The obvious problem with this pledge was whether the “rogue elements,” held responsible for the daily diet of murder and mayhem before the elections, would now listen to the country’s leadership and desist from their destabilizing activities. More to the point, if the successful secessionist government could not control said elements from kidnapping and killing foreigners when there were almost no foreign targets in the country, how could the government possibly control the same unidentified elements from kidnapping foreigners leading up to election day, when there would be more exposed targets than ever before?

Formally, the presidential elections were being held to replace the martyred Djohar Dudayev. The field of candidates was led by Asian Maskhadov, the silent and successful general of the resistance campaign and architect of the reconquest of Grozny that had resulted in the de facto independence of Chechnya from the Russian Federation. General Maskhadov was the clear favorite among all segments of Chechen society, but particularly among those folks who might be called traditional conservatives. He also commanded a grudging respect from the Russian military, and thus from a Kremlin perspective was viewed as a man with whom the Yeltsin government could do business.

Next came Shamil Basayev, the flamboyant 35-year-old field commander and Maskhadov deputy. Basayev was favored by the radical youth, who were not satisfied with some of the fuzzier points of the Khazavyurt Accords negotiated by Maskhadov that had formally ended the Chechen-Russian war. The fuzziest of all was the postponing of Chechnya’s de jure status as being a state legally independent from Russian for a period of five years. As for Moscow’s attitude toward Basayev, quite simply he was known as the most wanted man in Russia.

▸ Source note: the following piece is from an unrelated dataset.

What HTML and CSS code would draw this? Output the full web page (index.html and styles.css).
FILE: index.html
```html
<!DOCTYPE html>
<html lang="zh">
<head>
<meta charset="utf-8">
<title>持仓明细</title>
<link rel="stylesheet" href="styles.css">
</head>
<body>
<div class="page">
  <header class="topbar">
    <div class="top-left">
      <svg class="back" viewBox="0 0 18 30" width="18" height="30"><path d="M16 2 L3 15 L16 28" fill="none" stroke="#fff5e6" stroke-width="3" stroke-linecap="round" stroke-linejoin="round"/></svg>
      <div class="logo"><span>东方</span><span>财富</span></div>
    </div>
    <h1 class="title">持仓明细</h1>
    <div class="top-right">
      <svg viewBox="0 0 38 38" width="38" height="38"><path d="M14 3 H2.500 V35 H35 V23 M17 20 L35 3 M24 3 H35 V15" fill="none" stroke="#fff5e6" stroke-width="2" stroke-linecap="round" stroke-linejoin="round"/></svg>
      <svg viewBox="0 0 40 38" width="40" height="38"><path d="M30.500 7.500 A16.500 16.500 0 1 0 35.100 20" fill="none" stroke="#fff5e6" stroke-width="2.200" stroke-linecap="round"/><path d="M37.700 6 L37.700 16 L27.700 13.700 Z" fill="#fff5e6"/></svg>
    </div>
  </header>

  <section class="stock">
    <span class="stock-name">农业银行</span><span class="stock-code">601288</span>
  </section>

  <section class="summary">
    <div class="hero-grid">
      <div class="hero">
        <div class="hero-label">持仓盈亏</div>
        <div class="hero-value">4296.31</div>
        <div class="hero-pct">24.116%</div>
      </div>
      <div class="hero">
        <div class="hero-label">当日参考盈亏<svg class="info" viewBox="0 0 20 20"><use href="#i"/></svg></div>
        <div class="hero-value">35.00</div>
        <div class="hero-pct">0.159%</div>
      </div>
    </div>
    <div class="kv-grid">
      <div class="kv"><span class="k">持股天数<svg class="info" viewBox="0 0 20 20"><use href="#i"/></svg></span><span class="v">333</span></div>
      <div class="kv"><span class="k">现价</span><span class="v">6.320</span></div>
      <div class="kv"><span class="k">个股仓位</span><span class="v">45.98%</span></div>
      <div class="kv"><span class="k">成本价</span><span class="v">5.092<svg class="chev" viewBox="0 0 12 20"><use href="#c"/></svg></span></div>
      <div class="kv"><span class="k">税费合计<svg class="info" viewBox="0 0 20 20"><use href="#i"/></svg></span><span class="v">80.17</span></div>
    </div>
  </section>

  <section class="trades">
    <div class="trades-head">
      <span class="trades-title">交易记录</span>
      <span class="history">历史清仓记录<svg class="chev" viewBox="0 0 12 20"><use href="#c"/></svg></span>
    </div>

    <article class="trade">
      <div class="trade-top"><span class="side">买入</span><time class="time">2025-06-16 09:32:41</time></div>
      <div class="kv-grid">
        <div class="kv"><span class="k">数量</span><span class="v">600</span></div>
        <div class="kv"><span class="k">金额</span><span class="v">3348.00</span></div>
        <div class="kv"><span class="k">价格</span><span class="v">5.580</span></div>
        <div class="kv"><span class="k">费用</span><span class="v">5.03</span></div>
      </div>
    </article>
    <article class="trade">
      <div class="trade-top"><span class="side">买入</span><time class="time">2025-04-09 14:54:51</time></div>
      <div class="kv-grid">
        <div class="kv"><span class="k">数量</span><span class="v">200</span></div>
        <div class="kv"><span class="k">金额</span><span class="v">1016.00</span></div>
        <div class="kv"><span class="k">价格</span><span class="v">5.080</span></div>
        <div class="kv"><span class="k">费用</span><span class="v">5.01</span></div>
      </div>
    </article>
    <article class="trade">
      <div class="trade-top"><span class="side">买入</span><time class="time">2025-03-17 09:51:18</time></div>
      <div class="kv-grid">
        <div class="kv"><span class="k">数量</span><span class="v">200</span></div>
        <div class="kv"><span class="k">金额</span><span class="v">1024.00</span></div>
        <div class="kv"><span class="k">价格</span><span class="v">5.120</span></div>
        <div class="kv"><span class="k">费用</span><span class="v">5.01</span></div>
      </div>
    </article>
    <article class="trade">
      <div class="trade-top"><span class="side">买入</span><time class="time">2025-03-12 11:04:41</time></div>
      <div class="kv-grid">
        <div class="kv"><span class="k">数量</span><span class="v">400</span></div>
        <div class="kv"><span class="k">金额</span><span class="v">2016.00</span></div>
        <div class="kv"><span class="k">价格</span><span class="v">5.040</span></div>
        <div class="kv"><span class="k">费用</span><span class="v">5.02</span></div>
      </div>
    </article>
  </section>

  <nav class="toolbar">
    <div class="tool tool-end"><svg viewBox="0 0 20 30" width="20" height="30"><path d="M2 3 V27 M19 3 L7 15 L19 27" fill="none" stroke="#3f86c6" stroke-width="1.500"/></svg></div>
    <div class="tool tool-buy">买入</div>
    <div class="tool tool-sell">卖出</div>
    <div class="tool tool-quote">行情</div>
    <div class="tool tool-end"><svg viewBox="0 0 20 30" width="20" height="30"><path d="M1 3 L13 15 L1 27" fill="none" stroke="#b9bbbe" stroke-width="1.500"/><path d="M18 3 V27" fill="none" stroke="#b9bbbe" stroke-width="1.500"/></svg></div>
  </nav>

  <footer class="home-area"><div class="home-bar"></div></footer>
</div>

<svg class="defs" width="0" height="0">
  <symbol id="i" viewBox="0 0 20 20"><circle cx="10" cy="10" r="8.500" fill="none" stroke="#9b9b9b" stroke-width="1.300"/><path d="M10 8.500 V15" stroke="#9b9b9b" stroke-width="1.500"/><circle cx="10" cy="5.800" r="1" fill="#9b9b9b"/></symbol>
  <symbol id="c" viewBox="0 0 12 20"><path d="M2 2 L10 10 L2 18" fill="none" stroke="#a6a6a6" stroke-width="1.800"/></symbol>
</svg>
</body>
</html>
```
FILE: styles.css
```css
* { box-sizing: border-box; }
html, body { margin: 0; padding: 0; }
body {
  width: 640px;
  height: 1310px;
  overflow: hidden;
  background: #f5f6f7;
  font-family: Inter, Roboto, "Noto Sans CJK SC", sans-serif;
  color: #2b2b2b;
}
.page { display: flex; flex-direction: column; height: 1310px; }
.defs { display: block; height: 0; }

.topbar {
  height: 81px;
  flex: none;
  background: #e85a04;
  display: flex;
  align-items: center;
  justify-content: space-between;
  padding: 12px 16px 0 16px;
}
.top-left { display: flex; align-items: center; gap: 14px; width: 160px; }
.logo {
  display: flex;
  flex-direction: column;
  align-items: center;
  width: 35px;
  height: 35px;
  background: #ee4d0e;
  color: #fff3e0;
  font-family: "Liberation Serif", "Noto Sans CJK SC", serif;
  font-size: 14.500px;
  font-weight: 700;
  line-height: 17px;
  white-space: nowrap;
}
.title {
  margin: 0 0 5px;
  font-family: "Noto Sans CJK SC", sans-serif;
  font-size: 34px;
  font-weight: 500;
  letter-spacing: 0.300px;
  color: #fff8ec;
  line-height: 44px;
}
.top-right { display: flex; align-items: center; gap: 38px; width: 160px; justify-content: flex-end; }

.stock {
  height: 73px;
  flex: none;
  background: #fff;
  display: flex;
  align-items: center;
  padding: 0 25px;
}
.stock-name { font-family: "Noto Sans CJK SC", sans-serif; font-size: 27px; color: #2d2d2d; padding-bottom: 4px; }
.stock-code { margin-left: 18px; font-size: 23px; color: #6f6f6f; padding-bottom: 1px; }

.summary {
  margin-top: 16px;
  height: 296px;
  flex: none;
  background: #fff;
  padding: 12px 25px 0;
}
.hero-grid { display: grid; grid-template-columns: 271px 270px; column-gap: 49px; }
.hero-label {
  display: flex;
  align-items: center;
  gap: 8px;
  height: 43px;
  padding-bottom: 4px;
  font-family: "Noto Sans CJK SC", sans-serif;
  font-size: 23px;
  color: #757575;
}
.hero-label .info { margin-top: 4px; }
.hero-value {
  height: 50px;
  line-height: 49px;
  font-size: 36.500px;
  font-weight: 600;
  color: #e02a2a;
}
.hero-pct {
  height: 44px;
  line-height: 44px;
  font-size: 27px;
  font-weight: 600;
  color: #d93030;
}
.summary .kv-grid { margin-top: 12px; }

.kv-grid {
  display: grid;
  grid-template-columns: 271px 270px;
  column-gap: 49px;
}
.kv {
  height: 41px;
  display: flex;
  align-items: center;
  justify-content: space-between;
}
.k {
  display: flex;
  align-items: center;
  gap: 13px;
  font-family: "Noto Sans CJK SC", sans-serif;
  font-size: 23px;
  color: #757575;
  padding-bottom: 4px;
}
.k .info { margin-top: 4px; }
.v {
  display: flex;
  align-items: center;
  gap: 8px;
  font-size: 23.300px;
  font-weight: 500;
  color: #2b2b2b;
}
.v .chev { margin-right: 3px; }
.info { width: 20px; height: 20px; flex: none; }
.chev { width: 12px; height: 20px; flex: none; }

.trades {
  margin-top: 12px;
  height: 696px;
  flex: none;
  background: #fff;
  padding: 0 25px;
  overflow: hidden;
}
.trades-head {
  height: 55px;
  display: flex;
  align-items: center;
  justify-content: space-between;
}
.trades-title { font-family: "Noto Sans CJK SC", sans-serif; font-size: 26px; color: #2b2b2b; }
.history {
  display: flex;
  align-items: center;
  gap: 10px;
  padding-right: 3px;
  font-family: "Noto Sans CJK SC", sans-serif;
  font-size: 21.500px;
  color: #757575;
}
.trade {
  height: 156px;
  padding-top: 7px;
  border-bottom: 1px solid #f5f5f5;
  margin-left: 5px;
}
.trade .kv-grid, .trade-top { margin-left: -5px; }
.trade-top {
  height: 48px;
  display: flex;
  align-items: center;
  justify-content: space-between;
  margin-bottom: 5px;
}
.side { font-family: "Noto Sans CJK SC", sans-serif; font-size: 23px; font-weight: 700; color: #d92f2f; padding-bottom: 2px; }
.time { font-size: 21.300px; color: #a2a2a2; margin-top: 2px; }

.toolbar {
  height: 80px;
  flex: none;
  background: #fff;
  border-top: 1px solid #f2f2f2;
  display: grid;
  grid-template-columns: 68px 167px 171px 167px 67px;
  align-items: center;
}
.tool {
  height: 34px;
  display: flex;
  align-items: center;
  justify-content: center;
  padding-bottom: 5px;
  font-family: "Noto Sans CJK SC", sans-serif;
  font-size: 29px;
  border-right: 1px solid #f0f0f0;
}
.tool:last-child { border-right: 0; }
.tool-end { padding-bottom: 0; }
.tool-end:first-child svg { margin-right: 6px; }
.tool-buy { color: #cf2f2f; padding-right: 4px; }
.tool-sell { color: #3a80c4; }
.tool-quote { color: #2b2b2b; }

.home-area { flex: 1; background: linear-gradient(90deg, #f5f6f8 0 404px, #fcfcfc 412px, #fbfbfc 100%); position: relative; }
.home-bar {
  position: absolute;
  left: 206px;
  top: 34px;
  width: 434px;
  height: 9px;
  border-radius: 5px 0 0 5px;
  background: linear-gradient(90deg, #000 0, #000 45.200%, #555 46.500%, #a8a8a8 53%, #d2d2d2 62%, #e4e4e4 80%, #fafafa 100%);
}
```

The dark horse candidate in the elections was Acting President Zelimkhan Yandarbiyev. Although the principal ideologue of the Chechen Revolution, his candidacy was tainted in the eyes of many locals by the fact that he had never been a combatant, and stained in the eyes of many outside observers by real or perceived connections to the “Wahhabi” foreign fighters, such as Khattab.

A handful of other candidates, most of whom were successful unit commanders, added color, if little contention, to the field.

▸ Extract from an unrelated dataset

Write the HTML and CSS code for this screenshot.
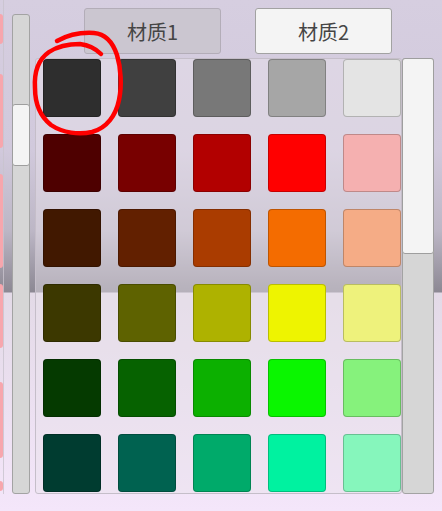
FILE: index.html
```html
<!DOCTYPE html>
<html lang="zh-CN">
<head>
    <meta charset="UTF-8">
    <meta name="viewport" content="width=device-width, initial-scale=1.0">
    <title>材质颜色</title>
    <link rel="stylesheet" href="styles.css">
</head>
<body>
    <div class="app">
        <div class="edge">
            <span class="edge-piece p1"></span>
            <span class="edge-piece p2"></span>
            <span class="edge-piece p3"></span>
            <span class="edge-piece p4"></span>
            <span class="edge-piece p5"></span>
            <span class="edge-piece p6"></span>
        </div>

        <div class="vscroll left-scroll">
            <div class="thumb"></div>
        </div>

        <div class="main">
            <div class="tabs">
                <button class="tab">材质1</button>
                <button class="tab active">材质2</button>
            </div>

            <div class="picker">
                <div class="panel">
                    <div class="grid" id="grid"></div>
                </div>
                <div class="vscroll right-scroll">
                    <div class="thumb"></div>
                </div>
            </div>
        </div>

        <!-- hand drawn mark over the first swatch -->
        <svg class="mark" width="150" height="150" viewBox="0 0 150 150">
            <path d="M57 41 C66 36 78 32 94 33 C106 34 113 43 117 55 C121 68 122 86 119 100 C116 115 107 128 92 132 C79 135 63 133 51 125 C41 117 35 104 35 88 C34 72 39 59 49 52 C58 46 70 44 80 44 C88 45 95 48 101 54" />
        </svg>
    </div>

    <script>
        const colors = [
            '#2e2e2e', '#404040', '#787878', '#a6a6a6', '#e4e4e4',
            '#4e0000', '#780000', '#b20000', '#ff0000', '#f5b0b0',
            '#411800', '#622000', '#aa3c00', '#f46c00', '#f5ac86',
            '#3c3800', '#5e6200', '#aeb200', '#eef400', '#eef27c',
            '#053a00', '#066200', '#0cb000', '#0af600', '#86f27c',
            '#003c30', '#006250', '#00aa6a', '#00f2a0', '#86f6bc'
        ];

        const grid = document.getElementById('grid');

        colors.forEach(c => {
            const sw = document.createElement('div');
            sw.className = 'swatch';
            sw.style.background = c;
            grid.appendChild(sw);
        });
    </script>
</body>
</html>
```

FILE: styles.css
```css
* {
    margin: 0;
    padding: 0;
    box-sizing: border-box;
}

body {
    width: 442px;
    height: 511px;
    overflow: hidden;
    font-family: "Noto Sans CJK SC", "Noto Sans", sans-serif;
    background: linear-gradient(180deg,
        #d6cee0 0px,
        #d1c9dc 150px,
        #bdb7c6 230px,
        #8c8893 292px,
        #e3dae7 293px,
        #f4e6fa 511px);
}

.app {
    position: relative;
    display: flex;
    height: 511px;
}

/* partly visible buttons off the left side */
.edge {
    width: 4px;
    padding-top: 14px;
    display: flex;
    flex-direction: column;
    border-right: 1px solid rgba(200, 195, 205, 0.8);
    height: 494px;
}

.edge-piece {
    display: block;
    width: 3px;
    background: #f7a6ad;
    border-radius: 0 3px 3px 0;
}

.p1 { height: 30px; }
.p2 { height: 74px; margin-top: 30px; }
.p3 { height: 94px; margin-top: 26px; }
.p4 { height: 64px; margin-top: 16px; }
.p5 { height: 76px; margin-top: 34px; }
.p6 { height: 10px; margin-top: 23px; }

.vscroll {
    background: #d6d6d6;
    border: 1px solid #a3a3a3;
    border-radius: 3px;
    display: flex;
    flex-direction: column;
}

.vscroll .thumb {
    background: #f4f4f4;
    border: 1px solid #9e9e9e;
    border-radius: 3px;
    margin: -1px;
}

.left-scroll {
    width: 18px;
    height: 480px;
    margin-top: 14px;
    margin-left: 8px;
    padding-top: 90px;
}

.left-scroll .thumb {
    height: 62px;
}

.main {
    margin-left: 5px;
    padding-top: 8px;
}

.tabs {
    display: flex;
    gap: 34px;
    padding-left: 49px;
    margin-bottom: 4px;
}

.tab {
    width: 137px;
    height: 46px;
    border-radius: 3px;
    font-family: "Noto Sans CJK SC", "Noto Sans", sans-serif;
    font-size: 20px;
    color: #454545;
    background: #cbc6d0;
    border: 1px solid #b3adb8;
}

.tab.active {
    background: #f4f4f4;
    border-color: #a2a2a2;
}

.picker {
    display: flex;
}

.panel {
    width: 367px;
    height: 436px;
    background: rgba(232, 226, 234, 0.45);
    border: 1px solid #c5bec9;
    border-radius: 3px;
    overflow: hidden;
    padding-left: 7px;
}

.grid {
    display: grid;
    grid-template-columns: repeat(5, 58px);
    grid-auto-rows: 58px;
    gap: 17px;
}

.swatch {
    border-radius: 4px;
    box-shadow: inset 0 0 0 1px rgba(0, 0, 0, 0.22);
}

.right-scroll {
    width: 32px;
    height: 436px;
}

.right-scroll .thumb {
    height: 196px;
}

.mark {
    position: absolute;
    left: 0;
    top: 0;
    pointer-events: none;
}

.mark path {
    fill: none;
    stroke: #ff0000;
    stroke-width: 4.5;
    stroke-linecap: round;
}
```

Aside from specific political agendas and the personal style of the candidates, the main issue at hand was security, or rather the lack of it, throughout the land. The appalling murder of six Red Cross workers who had been bludgeoned to death in their sleep in Novi Atagi a month before remained unsolved, and scores of would-be international election monitors had canceled their trips to Chechnya, fearing for their lives.

This was a severe blow to whoever might eventually win the presidency, as well as to Chechnya as a whole, as the very act of monitoring elections suggested some tacit recognition of the renegade state. The head of the Organization for Security and Cooperation in Europe mission to Chechnya, Swiss diplomat Tim Guldermann, had invested a huge amount of personal effort and political capital to convince Moscow to accept the concept of Chechnya holding any elections at all. But his pleas to other OSCE states to send official observers to Grozny fell largely on deaf ears due to security concerns, and with the exception of a group of Polish monitors brought down from Moscow by the mysterious Mansour Jachimczyk (who was simultaneously campaigning for Yandarbiyev), official OSCE attendance was embarrassingly thin.

Not so with the media. Every news agency and newspaper and television station with reporters based in Russia, both local and foreign, seemed to have descended on Grozny. Lawrence Sheets had even brought up his cook from Tbilisi to break the monotony of the standard Chechen chow of boiled beef with fried green garlic with some Georgian-style home cookin’, and the so-called “Reuters House” near the bazaar soon became a veritable soup kitchen for the small army of reporters, cameramen, photographers, translators, drivers, and guards, whether they were working for Reuters or not. The most curious addition to the table, if not exactly a guest, was a wandering American youth dressed up in Pashtun garb. He burst into the Reuters House one night looking for a companion to go “meet the Muslims” in the mountains. We threw him out. To this day, I wonder if he was not John Walker Lindh, the “American Taliban,” on his way to deepest, darkest Afghanistan, looking for one of Khattab’s training camps.

Unlike the crowd of foreign press, human rights advocates, and election observers from the former Eastern Bloc, I was not in Chechnya to track presidential poll results. My focus was Samashki. And almost without thinking about how easy it would be for anyone to kidnap me—a solo foreigner traveling alone at dusk—I jumped in the first car I found, and began my journey home, unsure of what I would find.

When did it first dawn on me that people were looking at me in a peculiar way?

Was it that first knot of men huddled over a tire fire near the burnt-out shell of the central school building who seemed unpleasantly surprised to see me? Or was it that attenuated greeting, almost sour, delivered by the blacksmith, Alkhazur?

The young man I found “brick farming” in the ruins of a shattered building picked up a piece of rubble and threw it at me.

Something was wrong, very wrong, and I knew it before knocking on the courtyard door, a long-lost son returned.

“As-salam aleikum!” I cried in my best Chechen, as the short, stocky form of Hussein’s father revealed itself in the half-open gate, illuminated by a candle. “Marsh vogil!”